#### SOURCE DATA
'''

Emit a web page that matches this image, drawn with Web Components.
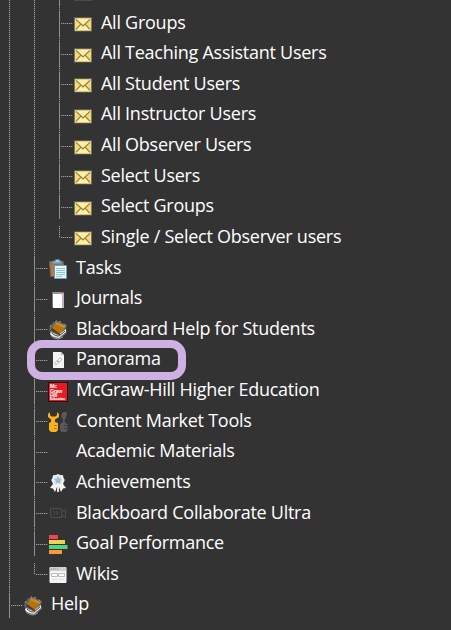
<!DOCTYPE html>
<html lang="en">
<head>
<meta charset="utf-8">
<title>Course menu</title>
<style>
  body { margin: 0; background: #333; }
</style>
</head>
<body>
<tree-menu>
  <tree-group>
    <tree-group>
      <tree-item icon="mail"></tree-item>
      <tree-item icon="mail">All Groups</tree-item>
      <tree-item icon="mail">All Teaching Assistant Users</tree-item>
      <tree-item icon="mail">All Student Users</tree-item>
      <tree-item icon="mail">All Instructor Users</tree-item>
      <tree-item icon="mail">All Observer Users</tree-item>
      <tree-item icon="mail">Select Users</tree-item>
      <tree-item icon="mail">Select Groups</tree-item>
      <tree-item icon="mail" last>Single / Select Observer users</tree-item>
    </tree-group>
    <tree-item icon="tasks">Tasks</tree-item>
    <tree-item icon="journal">Journals</tree-item>
    <tree-item icon="book">Blackboard Help for Students</tree-item>
    <tree-item icon="link" marked>Panorama</tree-item>
    <tree-item icon="mcgraw">McGraw-Hill Higher Education</tree-item>
    <tree-item icon="tools">Content Market Tools</tree-item>
    <tree-item>Academic Materials</tree-item>
    <tree-item icon="award">Achievements</tree-item>
    <tree-item icon="video">Blackboard Collaborate Ultra</tree-item>
    <tree-item icon="bars">Goal Performance</tree-item>
    <tree-item icon="wiki" last>Wikis</tree-item>
  </tree-group>
  <tree-item icon="book">Help</tree-item>
</tree-menu>

<script>
const icons = {
  mail: `
    <rect x="1" y="3.400" width="18" height="14" fill="#777568"/>
    <rect x="2" y="4.400" width="16" height="12" fill="#f5da78"/>
    <path d="M2 4.400h16l-8 7z" fill="#fdeea6"/>
    <path d="M2 16.400l6-6 2 2 2-2 6 6z" fill="#fff0a4"/>
    <path d="M3 5.400l7 6.500 7-6.500M3 15.400l4.700-5M17 15.400l-4.700-5" fill="none" stroke="#8b7d46" stroke-width="1.200"/>`,
  tasks: `
    <path d="M1.500 2.500h14v15h-13z" fill="#a87c50" stroke="#77593e"/>
    <path d="M4 5V2.500l3-1L8 .3h3L12 1.500l2 1V5z" fill="#7da9c7" stroke="#506c7e" stroke-width=".7"/>
    <path d="M8 2h3" stroke="#d7edf8"/>
    <path d="M6.500 6.500h12v13h-12z" fill="#e8f5fc" stroke="#7998ab"/>
    <path d="M8 9.500h9M8 11.500h9M8 13.500h9M8 15.500h9M8 17.500h6" stroke="#8cc4e6" stroke-width="1"/>`,
  journal: `
    <rect x="4" y="2" width="12" height="15" fill="#777"/>
    <path d="M5 4h9v14H5z" fill="#fff"/>
    <path d="M14 3h2v15h-2z" fill="#c8aeb9"/>
    <path d="M5 3h9" stroke="#b5b5b5"/>`,
  book: `
    <path d="M1 9l2-4 4-3 3-1 9 4-1 4 1 4-7 6H9l-6-4z" fill="#5c6469"/>
    <path d="M3 12c-2 2 0 4 3 5l5 1 7-6v-3l-8 6z" fill="#e8e8e8"/>
    <path d="M4 13c2 2 4 3 7 3l6-5" fill="none" stroke="#4b4540"/>
    <path d="M4 8l4-6 10 4-6 8z" fill="#b57410"/>
    <path d="M7 4l1.500-2L18 6l-2 2z" fill="#c88a2c"/>
    <path d="M4 8l8 6v1.500L3 10z" fill="#573814"/>
    <path d="M2 7l1-2M4.500 3.500l1-1M7 2l2-1.500M11 2l2-.5M16 4l1 .5M3 16l3 2 4 1 5-2" fill="none" stroke="#8d9ba5"/>`,
  link: `
    <path d="M5 1h8l3 3v13H5z" fill="#f5f5f5"/>
    <path d="M13 1v3h3" fill="#ccc" stroke="#aaa" stroke-width=".5"/>
    <g fill="none" stroke="#a8a8a8" stroke-width=".8">
      <rect x="6.300" y="10.500" width="5" height="2.600" rx="1.300" transform="rotate(-45 8.800 11.800)"/>
      <rect x="9" y="7.800" width="5" height="2.600" rx="1.300" transform="rotate(-45 11.500 9.100)"/>
    </g>`,
  mcgraw: `
    <rect width="20" height="20" rx="1" fill="#210b0d"/>
    <rect x="1" y="1" width="18" height="18" fill="#e81b24"/>
    <g fill="#fff" font-family="Liberation Sans, sans-serif" font-weight="700" font-size="5.300">
      <text x="2" y="6">Mc</text><text x="2" y="10.500" textLength="12">Graw</text><text x="2" y="15">Hill</text>
      <text x="2" y="18" font-size="3" textLength="15" lengthAdjust="spacingAndGlyphs">Education</text>
    </g>`,
  tools: `
    <path d="M2 0L0 2v3l3 2.500V10l-2 1v7l2 2h5l2-2v-7L7 10V7.500L11 5V2L9 0v3L7.500 4.500h-4L2 3z" fill="#fbb117"/>
    <path d="M6 13.500h3M6 16.500h3" stroke="#b87500"/>
    <path d="M15 0h3l1 2-1 4-1.200 1v3.500L19.500 12v7l-2 1h-4l-1.500-2v-6l3-2V7L13.500 5.500V2z" fill="#595959"/>
    <path d="M16 13.500h3M16 16.500h3" stroke="#3c3c3c"/>`,
  award: `
    <path d="M5 11l-3 4 3 .5L7 19l2-5h2l2 5 2-3.500 3-.5-3-4z" fill="#f4f4f4"/>
    <path d="M10 1l2 1 3 .3.500 2.700 1.300 2-1.300 2.500-.5 2.500-3 .5-2 1.500-2-1.500-3-.5-.5-2.500L3.200 7l1.300-2L5 2.300 8 2z" fill="#f2f2f2"/>
    <circle cx="10" cy="7" r="4.300" fill="#dde3e7"/>
    <path d="M10 3l1.200 2.600 2.800.4-2 2 .5 2.900L10 9.500l-2.500 1.400.5-2.900-2-2 2.800-.4z" fill="#9abfdd"/>
    <path d="M9 14h2v5H9z" fill="#e5e5e5"/>`,
  video: `
    <g fill="none" stroke="#4d4d4d" stroke-width="1">
      <path d="M2.500 4.500h11v3l4-2v8l-4-2v2h-11zM13.500 7v5M5 7l2 2-2 2M8 7l2 2-2 2"/>
    </g>`,
  bars: `
    <rect x="1" y="0" width="9" height="4" fill="#f4454c"/>
    <rect x="1" y="5" width="16" height="4" fill="#f5cf52"/>
    <rect x="1" y="10" width="18.500" height="4" fill="#4fd683"/>
    <rect x="1" y="15" width="13" height="4" fill="#ff963e"/>`,
  wiki: `
    <rect x="1.500" y="2" width="17" height="16" rx="1" fill="#f5f5f5"/>
    <path d="M2 2h16v4H2z" fill="#d0d0d0"/>
    <path d="M3 4h7" stroke="#888" stroke-dasharray="1 1"/>
    <path d="M3.500 8.500h6v3h-6zM10.500 8.500h6v3h-6z" fill="#fff" stroke="#bbb"/>
    <path d="M4 14.500h5M11 14.500h5" stroke="#ddd"/>`
};

class TreeMenu extends HTMLElement {
  constructor() {
    super();
    this.attachShadow({ mode: 'open' }).innerHTML = `
      <style>
        :host {
          --row: 30.625px;
          --dots: repeating-linear-gradient(#999 0 1px, #505050 1px 2px);
          display: flow-root; height: 630px; overflow: hidden;
          background: #333; color: #fff;
          font: 18px/30px "Open Sans", sans-serif;
          letter-spacing: -0.26px;
        }
        nav { margin: -25.59375px 0 0 9px; }
      </style>
      <nav aria-label="Course tools"><slot></slot></nav>
    `;
  }
}

class TreeGroup extends HTMLElement {
  constructor() {
    super();
    this.attachShadow({ mode: 'open' }).innerHTML = `
      <style>
        :host {
          display: block; padding-left: 25px;
          background: var(--dots) 0 0 / 1px 100% no-repeat;
        }
      </style>
      <slot></slot>
    `;
  }
}

class TreeItem extends HTMLElement {
  constructor() {
    super();
    this.attachShadow({ mode: 'open' }).innerHTML = `
      <style>
        :host {
          display: grid; grid-template-columns: 14px 20px auto;
          justify-content: start; position: relative;
          height: var(--row); white-space: nowrap;
          background:
            linear-gradient(#909090, #909090) 0 7px / 1px 23px no-repeat,
            var(--dots) 0 0 / 1px 100% no-repeat;
        }
        :host([last]) { background: var(--dots) 0 7px / 1px 12px no-repeat; }
        .branch {
          height: 1px; margin: 18px 0 0 2px;
          background: repeating-linear-gradient(90deg, #999 0 1px, #505050 1px 2px);
        }
        svg { display: block; width: 20px; height: 20px; margin-top: 9px; }
        .label { margin: 1.5px 0 0 8px; }
        .ring { display: none; }
        :host([marked]) .ring {
          display: block; position: absolute; left: -7px; top: -2px;
          width: 159px; height: 40px; box-sizing: border-box;
          border: 8px solid #ceb0e2; border-radius: 15px; z-index: 1;
        }
      </style>
      <span class="branch"></span>
      <svg viewBox="0 0 20 20" aria-hidden="true">${icons[this.getAttribute('icon')] || ''}</svg>
      <span class="label"><slot></slot></span>
      <span class="ring"></span>
    `;
  }
}

customElements.define('tree-menu', TreeMenu);
customElements.define('tree-group', TreeGroup);
customElements.define('tree-item', TreeItem);
</script>
</body>
</html>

'''

#### THE PROBLEM
Leave out the pictures. Transcribe only the lines above, from the first through the one that contains "</tree-menu>".

#### PROBLEM SOLUTION
Emit a web page that matches this image, drawn with Web Components.
<!DOCTYPE html>
<html lang="en">
<head>
<meta charset="utf-8">
<title>Course menu</title>
<style>
  body { margin: 0; background: #333; }
</style>
</head>
<body>
<tree-menu>
  <tree-group>
    <tree-group>
      <tree-item icon="mail"></tree-item>
      <tree-item icon="mail">All Groups</tree-item>
      <tree-item icon="mail">All Teaching Assistant Users</tree-item>
      <tree-item icon="mail">All Student Users</tree-item>
      <tree-item icon="mail">All Instructor Users</tree-item>
      <tree-item icon="mail">All Observer Users</tree-item>
      <tree-item icon="mail">Select Users</tree-item>
      <tree-item icon="mail">Select Groups</tree-item>
      <tree-item icon="mail" last>Single / Select Observer users</tree-item>
    </tree-group>
    <tree-item icon="tasks">Tasks</tree-item>
    <tree-item icon="journal">Journals</tree-item>
    <tree-item icon="book">Blackboard Help for Students</tree-item>
    <tree-item icon="link" marked>Panorama</tree-item>
    <tree-item icon="mcgraw">McGraw-Hill Higher Education</tree-item>
    <tree-item icon="tools">Content Market Tools</tree-item>
    <tree-item>Academic Materials</tree-item>
    <tree-item icon="award">Achievements</tree-item>
    <tree-item icon="video">Blackboard Collaborate Ultra</tree-item>
    <tree-item icon="bars">Goal Performance</tree-item>
    <tree-item icon="wiki" last>Wikis</tree-item>
  </tree-group>
  <tree-item icon="book">Help</tree-item>
</tree-menu>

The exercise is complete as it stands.